Beispielsweise dem in Hamburg: Wenige Tage nach Eurogate jüngster Verlautbarung hat der größte Hafenbetreiber der Elbmetropole, die mehrheitlich staatliche HHLA, nachgelegt und seinerseits ein 50-Millionen-Euro-Sparpaket angekündigt, das ebenfalls mit „betriebsbedingten Kündigungen“ verbunden sein kann. Auch dies ging einher mit einem Zwischenergebnis für die ersten neun Monate des Jahres: Das weist zwar einen deutlichen Corona-Knick insbesondere im zweiten Quartal aus, bringt aber unter dem Strich – im Unterschied zu Eurogate – immer noch ein positives operatives Ergebnis: 96,6 Millionen Euro, das sind 40,7 Prozent weniger als im Vergleichszeitraum des Vorjahres. Doch auch die HHLA hat trotz Krise Geld genug für Expansion, erst kürzlich erwarb der Konzern einen Mehrheitsanteil an einer Erweiterung im Adria-Hafen Triest. Und es soll in diesem Zusammenhang auch nicht unerwähnt bleiben, dass die staatliche Hamburg Port Authority (HPA) jüngst eine Kooperation mit dem marokkanischen Mittelmeerhafen Tanger Med vereinbart hat.
Trotzdem wollen HHLA wie Eurogate, die nach wie vor im Geheimen über eine Kooperation reden – was einer Zusammenarbeit der bislang gegeneinander arbeitenden Hafenstandorte Hamburg und Bremen/Bremerhaven gleichkommt –, nun drastisches Sparen durchpauken. Dies sei der Versuch, „durch Arbeitsplatz- und Tarifabbau die aktuelle wirtschaftliche Delle zur eigenen Sanierung zu nutzen“, krisitiert Natale Fontana, Landesfachbereichsleiter Verkehr bei ver.di Hamburg, laut einer Pressemitteilung. Tatsächlich argumentieren beide Terminalkonzerne vor allem mit der Konkurrenz in Rotterdam und Antwerpen sowie dem Druck seitens modernisierter Ostseehäfen. Man müsse schneller und billiger werden als die Wettbewerber, heißt es unisono bei Eurogate und HHLA.

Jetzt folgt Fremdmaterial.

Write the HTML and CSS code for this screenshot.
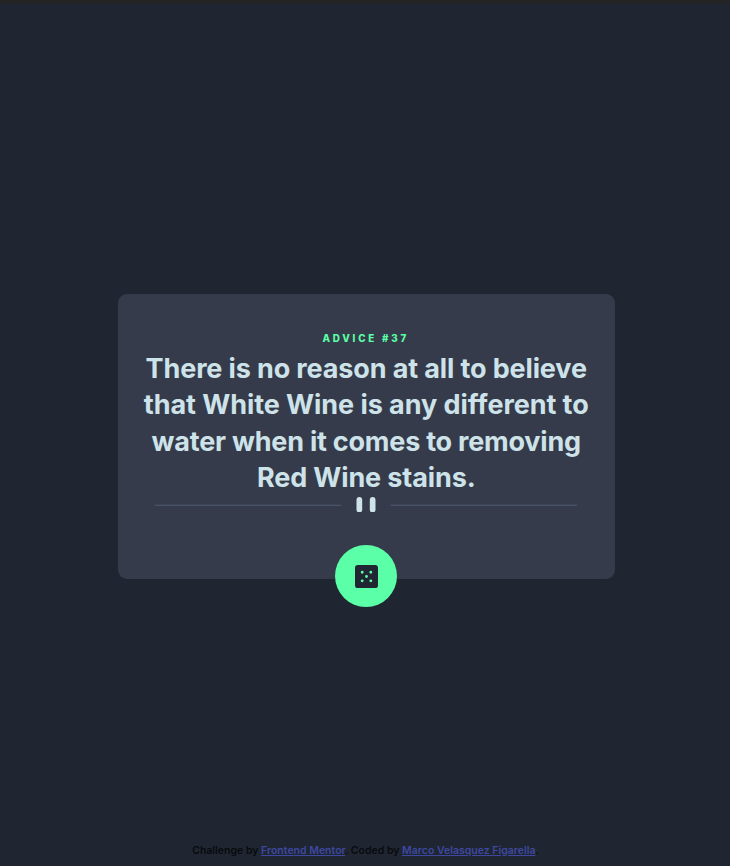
FILE: index.html
```html
<!DOCTYPE html>
<html lang="en">
<head>
<meta charset="utf-8">
<title>Advice generator</title>
<link rel="stylesheet" href="styles.css">
</head>
<body>
<main class="page">
  <section class="card">
    <h1 class="label">ADVICE #37</h1>
    <p class="quote">
      <span class="line line-1">There is no reason at all to believe</span>
      <span class="line line-2">that White Wine is any different to</span>
      <span class="line line-3">water when it comes to removing</span>
      <span class="line line-4">Red Wine stains.</span>
    </p>
    <svg class="divider" viewBox="0 0 444 16" preserveAspectRatio="none" aria-hidden="true">
      <path fill="#4f5d74" d="M0 8h196v1H0zM248 8h196v1H248z"/>
      <g fill="#cee3e9"><rect x="212" width="6" height="16" rx="3"/><rect x="226" width="6" height="16" rx="3"/></g>
    </svg>
    <button class="dice" aria-label="New advice">
      <svg class="dice-icon" viewBox="0 0 24 24" aria-hidden="true">
        <path fill="#202733" d="M21 0H3a3 3 0 0 0-3 3v18a3 3 0 0 0 3 3h18a3 3 0 0 0 3-3V3a3 3 0 0 0-3-3ZM7.500 18a1.500 1.500 0 1 1 0-3 1.500 1.500 0 0 1 0 3Zm0-9a1.500 1.500 0 1 1 0-3 1.500 1.500 0 0 1 0 3Zm4.500 4.500a1.500 1.500 0 1 1 0-3 1.500 1.500 0 0 1 0 3Zm4.500 4.500a1.500 1.500 0 1 1 0-3 1.500 1.500 0 0 1 0 3Zm0-9a1.500 1.500 0 1 1 0-3 1.500 1.500 0 0 1 0 3Z"/>
      </svg>
    </button>
  </section>
</main>
<footer class="attribution"><span class="by">Challenge by</span> <a class="mentor" href="#">Frontend Mentor</a>. <span class="coded">Coded by</span> <a class="author" href="#">Marco Velasquez Figarella</a>.</footer>
</body>
</html>
```
FILE: styles.css
```css
* { box-sizing: border-box; }

body {
  margin: 0;
  height: 866px;
  display: flex;
  flex-direction: column;
  overflow: hidden;
  background: #1f2631;
  border-top: 4px solid #242424;
  font-family: Inter, "Open Sans", sans-serif;
}

.page {
  flex: 1;
  padding: 290px 0 0 118px;
}

.card {
  position: relative;
  width: 496.500px;
  height: 284.500px;
  padding-top: 38px;
  display: flex;
  flex-direction: column;
  align-items: center;
  background: #353b4a;
  border-radius: 9px;
}

.label {
  margin: 0 1px 0 0;
  height: 19px;
  font-size: 9.800px;
  line-height: 13px;
  font-weight: 800;
  letter-spacing: 2.800px;
  color: #5bffa7;
}

.quote {
  margin: 0;
  display: flex;
  flex-direction: column;
  align-items: center;
  font-size: 27px;
  line-height: 36.300px;
  font-weight: 650;
  color: #cee3e9;
}

.line { white-space: nowrap; }
.line-1 { letter-spacing: -0.130px; }
.line-2 { letter-spacing: -0.060px; }
.line-3 { letter-spacing: -0.220px; }
.line-4 { letter-spacing: -0.120px; }

.divider {
  width: 422px;
  height: 15.500px;
  margin-top: 0.500px;
}

.dice {
  position: absolute;
  left: 217px;
  bottom: -28.500px;
  width: 62px;
  height: 62px;
  padding: 0;
  border: 0;
  border-radius: 50%;
  display: grid;
  place-items: center;
  background: #5bffa7;
}

.dice-icon {
  width: 23px;
  height: 23px;
  margin-top: 1px;
  margin-left: 1px;
}

.attribution {
  height: 23px;
  padding-left: 1px;
  text-align: center;
  white-space: nowrap;
  font-size: 10.500px;
  line-height: 15px;
  font-weight: 600;
  color: #080a0e;
}

.attribution a { color: #3e48a0; }
```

Fontana kündigt gewerkschaftliche Gegenwehr an: Er fordert von den Firmen, den pandemiebedingten Einbruch „nicht auf dem Rücken der Hafenarbeiter“ auszutragen. Und unter Hinweis auf die staatliche Beteiligung mahnt er die Politik, „Investitionen und Subventionen der Hafenbetriebe an Tarifbindung und Arbeitsplatzerhalt zu koppeln“.